Exercise objective -> Reply with only the number of lines that contain the string "styles".
======
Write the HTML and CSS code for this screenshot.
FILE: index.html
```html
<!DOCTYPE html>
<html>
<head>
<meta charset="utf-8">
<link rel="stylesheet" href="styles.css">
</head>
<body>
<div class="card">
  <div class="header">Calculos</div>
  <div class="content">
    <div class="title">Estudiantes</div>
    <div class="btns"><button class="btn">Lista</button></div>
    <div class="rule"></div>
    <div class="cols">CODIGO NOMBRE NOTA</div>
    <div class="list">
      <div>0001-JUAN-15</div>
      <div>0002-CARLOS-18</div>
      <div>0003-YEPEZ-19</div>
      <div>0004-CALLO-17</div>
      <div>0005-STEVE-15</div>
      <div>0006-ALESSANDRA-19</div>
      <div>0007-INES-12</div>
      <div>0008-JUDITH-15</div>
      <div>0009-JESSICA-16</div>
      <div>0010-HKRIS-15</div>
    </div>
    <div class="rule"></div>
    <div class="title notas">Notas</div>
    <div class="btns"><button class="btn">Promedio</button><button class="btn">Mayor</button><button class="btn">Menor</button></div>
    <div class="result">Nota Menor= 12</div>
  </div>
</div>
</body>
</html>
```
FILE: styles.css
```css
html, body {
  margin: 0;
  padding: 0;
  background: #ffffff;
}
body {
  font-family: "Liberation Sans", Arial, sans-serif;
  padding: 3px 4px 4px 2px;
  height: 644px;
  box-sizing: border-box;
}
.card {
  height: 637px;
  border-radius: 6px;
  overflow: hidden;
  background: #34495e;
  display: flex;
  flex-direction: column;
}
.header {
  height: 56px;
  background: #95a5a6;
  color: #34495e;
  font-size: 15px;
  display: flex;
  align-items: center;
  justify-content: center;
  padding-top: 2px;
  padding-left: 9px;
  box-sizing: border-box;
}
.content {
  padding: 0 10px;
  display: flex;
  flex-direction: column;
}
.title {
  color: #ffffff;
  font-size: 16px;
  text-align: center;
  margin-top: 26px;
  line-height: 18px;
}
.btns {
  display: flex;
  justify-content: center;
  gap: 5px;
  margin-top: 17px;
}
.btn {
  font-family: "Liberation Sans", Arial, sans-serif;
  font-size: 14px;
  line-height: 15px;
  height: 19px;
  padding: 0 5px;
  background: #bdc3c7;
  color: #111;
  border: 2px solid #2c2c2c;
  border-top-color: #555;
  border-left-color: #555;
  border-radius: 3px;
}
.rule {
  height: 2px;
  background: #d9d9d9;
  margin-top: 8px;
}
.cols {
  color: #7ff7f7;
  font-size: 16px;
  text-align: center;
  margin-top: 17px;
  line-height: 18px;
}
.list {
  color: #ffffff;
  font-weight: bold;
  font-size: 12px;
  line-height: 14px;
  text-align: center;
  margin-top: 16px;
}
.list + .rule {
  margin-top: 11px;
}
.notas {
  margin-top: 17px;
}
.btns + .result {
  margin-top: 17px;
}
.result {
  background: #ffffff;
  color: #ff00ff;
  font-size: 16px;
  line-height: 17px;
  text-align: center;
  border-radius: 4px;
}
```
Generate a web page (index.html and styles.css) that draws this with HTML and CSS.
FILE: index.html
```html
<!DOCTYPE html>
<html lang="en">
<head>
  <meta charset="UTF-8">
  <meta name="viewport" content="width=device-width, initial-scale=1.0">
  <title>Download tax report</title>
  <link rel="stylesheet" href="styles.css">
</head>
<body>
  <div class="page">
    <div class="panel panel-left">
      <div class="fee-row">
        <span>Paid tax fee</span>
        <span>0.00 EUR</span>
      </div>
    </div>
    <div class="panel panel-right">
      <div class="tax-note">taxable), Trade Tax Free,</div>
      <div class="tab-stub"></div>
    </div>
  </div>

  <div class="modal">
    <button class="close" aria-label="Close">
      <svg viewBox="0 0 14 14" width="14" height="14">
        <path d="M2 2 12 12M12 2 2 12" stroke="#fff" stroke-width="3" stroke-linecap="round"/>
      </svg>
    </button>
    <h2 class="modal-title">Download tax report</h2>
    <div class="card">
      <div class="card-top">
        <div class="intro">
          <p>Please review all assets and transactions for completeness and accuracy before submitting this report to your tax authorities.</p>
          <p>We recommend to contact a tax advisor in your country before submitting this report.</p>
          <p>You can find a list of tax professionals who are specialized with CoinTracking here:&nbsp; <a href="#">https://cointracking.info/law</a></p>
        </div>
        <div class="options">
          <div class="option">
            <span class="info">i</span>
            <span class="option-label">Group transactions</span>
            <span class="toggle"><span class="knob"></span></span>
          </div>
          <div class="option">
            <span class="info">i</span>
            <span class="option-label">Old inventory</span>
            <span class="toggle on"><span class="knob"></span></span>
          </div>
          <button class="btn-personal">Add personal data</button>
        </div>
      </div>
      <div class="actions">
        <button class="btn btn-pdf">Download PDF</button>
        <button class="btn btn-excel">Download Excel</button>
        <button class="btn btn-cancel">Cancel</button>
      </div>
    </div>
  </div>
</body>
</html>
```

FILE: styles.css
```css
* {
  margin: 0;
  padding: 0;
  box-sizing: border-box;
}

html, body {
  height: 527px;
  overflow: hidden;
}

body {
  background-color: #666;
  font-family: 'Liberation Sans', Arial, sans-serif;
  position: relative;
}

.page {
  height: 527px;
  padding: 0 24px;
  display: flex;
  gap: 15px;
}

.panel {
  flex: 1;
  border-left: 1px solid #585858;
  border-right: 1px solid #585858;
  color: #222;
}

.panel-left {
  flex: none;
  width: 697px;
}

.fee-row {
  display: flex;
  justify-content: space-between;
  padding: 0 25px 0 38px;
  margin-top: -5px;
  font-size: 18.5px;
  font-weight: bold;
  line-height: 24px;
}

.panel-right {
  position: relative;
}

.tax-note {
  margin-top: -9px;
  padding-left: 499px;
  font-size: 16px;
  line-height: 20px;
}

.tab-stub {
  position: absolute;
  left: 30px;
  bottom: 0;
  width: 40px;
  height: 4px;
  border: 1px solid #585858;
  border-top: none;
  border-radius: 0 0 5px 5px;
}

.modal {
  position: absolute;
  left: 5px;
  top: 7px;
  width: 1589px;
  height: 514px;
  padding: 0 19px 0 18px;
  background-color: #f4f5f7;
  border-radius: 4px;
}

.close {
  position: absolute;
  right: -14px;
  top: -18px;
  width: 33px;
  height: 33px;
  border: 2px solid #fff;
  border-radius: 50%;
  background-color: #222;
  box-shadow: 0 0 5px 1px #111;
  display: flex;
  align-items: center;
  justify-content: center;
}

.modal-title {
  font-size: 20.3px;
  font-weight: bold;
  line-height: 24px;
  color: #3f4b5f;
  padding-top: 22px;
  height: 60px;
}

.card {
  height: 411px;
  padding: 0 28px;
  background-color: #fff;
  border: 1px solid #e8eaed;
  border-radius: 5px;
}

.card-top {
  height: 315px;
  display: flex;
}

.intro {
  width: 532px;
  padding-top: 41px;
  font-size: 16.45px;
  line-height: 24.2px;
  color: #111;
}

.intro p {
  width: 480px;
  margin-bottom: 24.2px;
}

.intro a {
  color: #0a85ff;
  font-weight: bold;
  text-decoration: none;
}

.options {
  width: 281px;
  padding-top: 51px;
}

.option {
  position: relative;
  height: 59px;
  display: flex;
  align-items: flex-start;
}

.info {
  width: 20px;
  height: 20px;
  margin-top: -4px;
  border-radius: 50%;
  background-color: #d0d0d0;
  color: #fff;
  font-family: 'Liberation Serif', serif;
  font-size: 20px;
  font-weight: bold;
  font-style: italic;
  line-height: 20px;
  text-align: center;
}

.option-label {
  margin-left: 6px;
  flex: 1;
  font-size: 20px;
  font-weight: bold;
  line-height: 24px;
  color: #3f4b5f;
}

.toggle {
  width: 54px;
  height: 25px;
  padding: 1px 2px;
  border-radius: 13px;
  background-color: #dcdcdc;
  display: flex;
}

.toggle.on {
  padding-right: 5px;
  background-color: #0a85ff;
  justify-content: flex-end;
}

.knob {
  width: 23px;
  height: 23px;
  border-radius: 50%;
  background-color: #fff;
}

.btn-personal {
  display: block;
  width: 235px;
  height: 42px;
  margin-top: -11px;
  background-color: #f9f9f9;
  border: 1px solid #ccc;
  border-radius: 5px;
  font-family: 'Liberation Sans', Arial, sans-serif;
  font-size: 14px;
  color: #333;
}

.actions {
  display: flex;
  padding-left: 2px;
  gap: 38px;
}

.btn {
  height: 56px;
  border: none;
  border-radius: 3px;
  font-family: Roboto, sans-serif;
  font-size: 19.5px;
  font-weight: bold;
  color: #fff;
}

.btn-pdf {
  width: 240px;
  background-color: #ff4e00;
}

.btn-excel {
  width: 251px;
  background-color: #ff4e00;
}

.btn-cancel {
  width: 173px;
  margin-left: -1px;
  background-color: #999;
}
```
======
Solved problem -> 5